In conclusion, when the inspected object has drastic and irregular thickness changes or a large number of defects with large sizes, we believe that the background removal method proposed in this paper may result in a decrease in detection accuracy. However, unlike defect detection methods based on neural networks which demand a large amount of sampling and training, the method proposed is efficient and easy to modify according to different structures.

6. Conclusions

• The characteristics of digital X-ray images of lap weld structures with unequal thickness plates are analyzed and researched. Firstly, the variation in the thickness of the workpiece leads to differences in the grayscale of the image background and continuous changes in the grayscale of the weld zone. Secondly, the position of the weld seam in the radiograph is not vertical and the place of it is uncertain.
• To facilitate automatic defect detection, the distribution of weld seam in the radiograph is first preprocessed to be vertical.
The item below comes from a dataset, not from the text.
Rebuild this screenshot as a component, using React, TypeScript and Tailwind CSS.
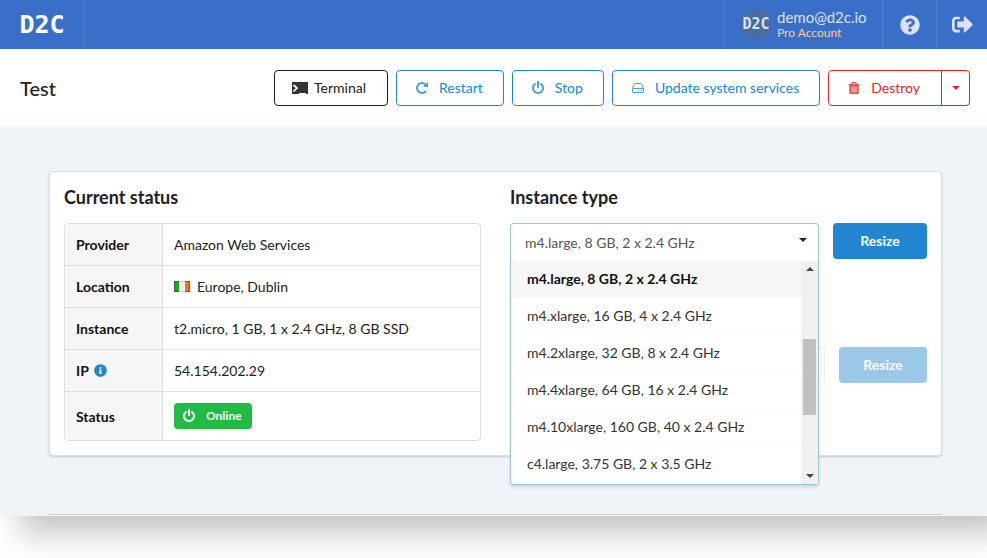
import { useState } from 'react';
import type { ReactNode } from 'react';
import { FaInfoCircle, FaQuestionCircle, FaSignOutAlt } from 'react-icons/fa';

const INSTANCE_TYPES = [
  'm4.large, 8 GB, 2 x 2.4 GHz',
  'm4.xlarge, 16 GB, 4 x 2.4 GHz',
  'm4.2xlarge, 32 GB, 8 x 2.4 GHz',
  'm4.4xlarge, 64 GB, 16 x 2.4 GHz',
  'm4.10xlarge, 160 GB, 40 x 2.4 GHz',
  'c4.large, 3.75 GB, 2 x 3.5 GHz',
];

function TerminalIcon() {
  return (
    <svg viewBox="0 0 16 12" className="h-3 w-4" aria-hidden="true">
      <path d="M0 0H16V12H14V11H7V12H0Z" fill="#333" />
      <path d="M1.5 3L5 6L1.5 9.500" fill="none" stroke="#fff" strokeWidth="1.7" />
    </svg>
  );
}

function RepeatIcon() {
  return (
    <svg viewBox="0 0 1792 1792" className="size-3.5" fill="currentColor" aria-hidden="true">
      <path d="M1664 256v448q0 26-19 45t-45 19h-448q-42 0-59-40-17-39 14-69l138-138q-148-137-349-137-104 0-198.500 40.500t-163.500 109.500-109.500 163.500-40.500 198.500 40.500 198.500 109.500 163.500 163.500 109.500 198.500 40.500q119 0 225-52t179-147q7-10 23-12 15 0 25 9l137 138q9 8 9.500 20.500t-7.500 22.500q-109 132-264 204.500t-327 72.500q-156 0-298-61t-245-164-164-245-61-298 61-298 164-245 245-164 298-61q147 0 284.500 55.500t244.500 156.500l130-129q29-31 70-14 39 17 39 59z" />
    </svg>
  );
}

function PowerIcon() {
  return (
    <svg viewBox="0 0 1792 1792" className="size-3.5" fill="currentColor" aria-hidden="true">
      <path d="M1664 896q0 156-61 298t-164 245-245 164-298 61-298-61-245-164-164-245-61-298q0-182 80.500-343t226.500-270q43-32 95.500-25t83.500 50q32 42 24.500 94.500t-49.500 84.500q-98 74-151.500 181t-53.500 228q0 104 40.500 198.500t109.500 163.500 163.500 109.500 198.500 40.500 198.500-40.500 163.500-109.500 109.500-163.500 40.500-198.500q0-121-53.500-228t-151.500-181q-42-32-49.500-84.500t24.500-94.500q31-43 84-50t95 25q146 109 226.500 270t80.500 343zm-640-768v640q0 52-38 90t-90 38-90-38-38-90v-640q0-52 38-90t90-38 90 38 38 90z" />
    </svg>
  );
}

function DriveIcon() {
  return (
    <svg viewBox="0 0 14 14" className="size-3.5" fill="none" stroke="currentColor" aria-hidden="true">
      <path d="M1.500 7.500L3.200 3.200Q3.500 2.500 4.200 2.500H9.800Q10.500 2.500 10.800 3.200L12.500 7.500V11Q12.500 11.500 12 11.500H2Q1.500 11.500 1.500 11Z M1.500 7.500H12.500" />
      <path d="M7.500 9.500H8.500M9.800 9.500H10.800" />
    </svg>
  );
}

function TrashIcon() {
  return (
    <svg viewBox="0 0 14 14" className="size-3.5" fill="none" stroke="currentColor" aria-hidden="true">
      <path d="M1.500 3.500H12.500M4.800 3.500L5.300 1.500H8.700L9.200 3.500" strokeWidth="1.200" />
      <path d="M2.300 4H11.700V12Q11.700 13 10.700 13H3.300Q2.300 13 2.300 12Z" fill="currentColor" stroke="none" />
      <path d="M5 5.500V11.500M7 5.500V11.500M9 5.500V11.500" stroke="#fff" strokeWidth="0.800" />
    </svg>
  );
}

function Caret({ up = false }: { up?: boolean }) {
  return (
    <svg viewBox="0 0 8 4" className="h-1 w-2" fill="currentColor" aria-hidden="true">
      <path d={up ? 'M0 4L4 0L8 4Z' : 'M0 0H8L4 4Z'} />
    </svg>
  );
}

function IrishFlag() {
  return (
    <svg viewBox="0 0 16 11" className="h-[11px] w-4" role="img" aria-label="Ireland">
      <rect width="16" height="11" fill="#efefef" />
      <rect width="5" height="11" fill="#2f9e2f" />
      <rect x="11" width="5" height="11" fill="#ff7316" />
      <path d="M0.500 0V10.500H5" fill="none" stroke="#12781a" />
      <path d="M0 0.500H5" stroke="#12781a" />
      <path d="M11 0.500H15.500V10.500H11" fill="none" stroke="#d43a08" />
      <path d="M5 0.500H11M5 10.500H11" stroke="#d4d4d4" />
    </svg>
  );
}

function ActionButton({ icon, children }: { icon: ReactNode; children: ReactNode }) {
  return (
    <button
      type="button"
      className="flex h-9 items-center rounded border border-[#2185d0] pr-5 pl-[18px] text-[#2185d0]"
    >
      <span className="mr-2.5 opacity-80">{icon}</span>
      {children}
    </button>
  );
}

function Row({ label, children }: { label: ReactNode; children: ReactNode }) {
  return (
    <tr>
      <th
        scope="row"
        className="w-[98px] border-r border-b border-[#dededf] bg-[#f6f6f6] px-[11px] py-2.5 text-left font-bold text-[#111]"
      >
        {label}
      </th>
      <td className="border-b border-[#e3e3e4] px-[11px] py-2.5">{children}</td>
    </tr>
  );
}

export default function App() {
  const [type, setType] = useState(INSTANCE_TYPES[0]);

  return (
    <div className="overflow-hidden bg-white pb-[42px] font-[Lato,sans-serif] text-sm text-[#212121]">
      <div className="shadow-[20px_18px_30px_rgba(0,0,0,0.23)]">
        <header className="flex h-[49px] items-stretch bg-[#3a6fc9] text-[#d9e3f5]">
          <a
            href="#home"
            className="flex w-[85px] items-center justify-center border-r border-[#4d7dce] font-['DejaVu_Sans_Mono',monospace] text-[25px] font-bold text-white"
          >
            D2C
          </a>
          <a href="#account" className="ml-auto flex w-[159px] items-center border-l border-[#4d7dce] pl-[17px]">
            <span className="flex size-[30px] items-center justify-center rounded-full bg-[#4b6c9e] font-['DejaVu_Sans_Mono',monospace] text-[15px] font-bold">
              D2C
            </span>
            <span className="ml-1.5">
              <span className="block text-[15px] leading-4">demo@d2c.io</span>
              <span className="block text-xs leading-4 text-[#fbcba0]">Pro Account</span>
            </span>
          </a>
          <a
            href="#help"
            aria-label="Help"
            className="flex w-[54px] items-center justify-center border-l border-[#4d7dce] text-xl"
          >
            <FaQuestionCircle />
          </a>
          <a
            href="#logout"
            aria-label="Sign out"
            className="flex w-[51px] items-center justify-center border-l border-[#4d7dce] text-[21px]"
          >
            <FaSignOutAlt />
          </a>
        </header>

        <div className="flex items-center gap-2 bg-white py-[21px] pr-[17px] pl-5">
          <h1 className="mr-auto text-xl font-medium">Test</h1>
          <button
            type="button"
            className="flex h-9 items-center gap-1.5 rounded border border-[#1b1c1d] pr-[21px] pl-[17px]"
          >
            <TerminalIcon />
            Terminal
          </button>
          <ActionButton icon={<RepeatIcon />}>Restart</ActionButton>
          <ActionButton icon={<PowerIcon />}>Stop</ActionButton>
          <ActionButton icon={<DriveIcon />}>Update system services</ActionButton>
          <div className="flex h-9 rounded border border-[#db2828] text-[#db2828]">
            <button type="button" className="flex items-center pr-[21px] pl-[18px]">
              <span className="mr-2.5 opacity-80">
                <TrashIcon />
              </span>
              Destroy
            </button>
            <button
              type="button"
              aria-label="More actions"
              className="flex w-7 items-center justify-center border-l border-[#db2828]"
            >
              <Caret />
            </button>
          </div>
        </div>

        <main className="bg-[#eff4f9] pt-11 pr-[45px] pb-px pl-[49px]">
          <section className="grid grid-cols-2 gap-[29px] rounded border border-[#dededf] bg-white p-3.5 shadow-[0_1px_2px_rgba(34,36,38,0.2)]">
            <div>
              <h2 className="mb-[15px] text-lg leading-[22px] font-bold">Current status</h2>
              <div className="overflow-hidden rounded border border-[#dededf]">
                <table className="-mb-px w-full border-separate border-spacing-0 leading-[21px]">
                  <tbody>
                    <Row label="Provider">Amazon Web Services</Row>
                    <Row label="Location">
                      <span className="flex items-center gap-[7px]">
                        <IrishFlag />
                        Europe, Dublin
                      </span>
                    </Row>
                    <Row label="Instance">t2.micro, 1 GB, 1 x 2.4 GHz, 8 GB SSD</Row>
                    <Row
                      label={
                        <span className="flex items-center gap-[5px]">
                          IP
                          <FaInfoCircle className="text-[13px] text-[#2185d0]" />
                        </span>
                      }
                    >
                      54.154.202.29
                    </Row>
                    <Row label="Status">
                      <span className="my-px inline-flex h-[26px] items-center gap-2.5 rounded bg-[#21ba45] pr-2.5 pl-2 align-top text-xs font-bold text-white">
                        <PowerIcon />
                        Online
                      </span>
                    </Row>
                  </tbody>
                </table>
              </div>
            </div>

            <div>
              <h2 className="mb-[15px] text-lg leading-[22px] font-bold">
                <label htmlFor="instance-type">Instance type</label>
              </h2>
              <div className="flex gap-3.5">
                <div className="relative h-[38px] flex-1">
                  <select
                    id="instance-type"
                    value={type}
                    onChange={(e) => setType(e.target.value)}
                    className="size-full appearance-none rounded-t border border-b-0 border-[#96c8da] bg-white pl-3.5 text-[#555]"
                  >
                    {INSTANCE_TYPES.map((t) => (
                      <option key={t}>{t}</option>
                    ))}
                  </select>
                  <span className="pointer-events-none absolute top-[15px] right-3 text-[#222]">
                    <Caret />
                  </span>
                  <div className="absolute inset-x-0 top-full z-10 flex rounded-b border border-t-0 border-[#96c8da] bg-white shadow-[0_2px_3px_rgba(34,36,38,0.15)]">
                    <ul role="listbox" aria-label="Instance types" className="flex-1 pb-px">
                      {INSTANCE_TYPES.map((t) => (
                        <li
                          key={t}
                          role="option"
                          aria-selected={t === type}
                          onClick={() => setType(t)}
                          className="flex h-[37px] items-center border-b border-[#fafafa] pl-4 text-[#333] last:border-transparent aria-selected:bg-[#f7f7f7] aria-selected:font-bold aria-selected:text-[#111]"
                        >
                          {t}
                        </li>
                      ))}
                    </ul>
                    <div className="flex w-[17px] flex-col items-center bg-[#f0f0f0] py-1.5 text-[#444]">
                      <Caret up />
                      <div className="mt-[68px] mb-auto h-[76px] w-[13px] bg-[#c1c1c1]" />
                      <Caret />
                    </div>
                  </div>
                </div>
                <button type="button" className="h-9 w-[94px] rounded bg-[#2185d0] font-bold text-white">
                  Resize
                </button>
              </div>
              <div className="mt-[86px] flex gap-3.5">
                <input
                  aria-label="Disk size"
                  disabled
                  className="h-[38px] min-w-0 flex-1 rounded border border-[#eeeeee] bg-white"
                />
                <button type="button" disabled className="h-9 w-[88px] rounded bg-[#9bc7e9] font-bold text-white">
                  Resize
                </button>
              </div>
            </div>
          </section>
          <hr className="mt-[58px] border-[#ccd1d6]" />
        </main>
      </div>
    </div>
  );
}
First, the moment invariants method is introduced to calculate the inclination angle. Then, rigid body transformation is applied to fulfill image correction. The preprocessing of the original radiograph provided a solid foundation for subsequent work.
• Based on preprocessing, a background removal method through background simulation was applied to the image. This resulted in obtaining the radiographic foreground image through background removal.
• Through threshold segmentation and mathematical morphology, a binary image of defects is obtained. The automatic recognition of defects in the X-ray radiograph of the lap joint with an unequal thickness plate was achieved.
• The proposed method enables automatic recognition, sizing, measuring, and locating of defects. It is an image processing-based method that does not require a large number of samples and training, as machine learning methods do.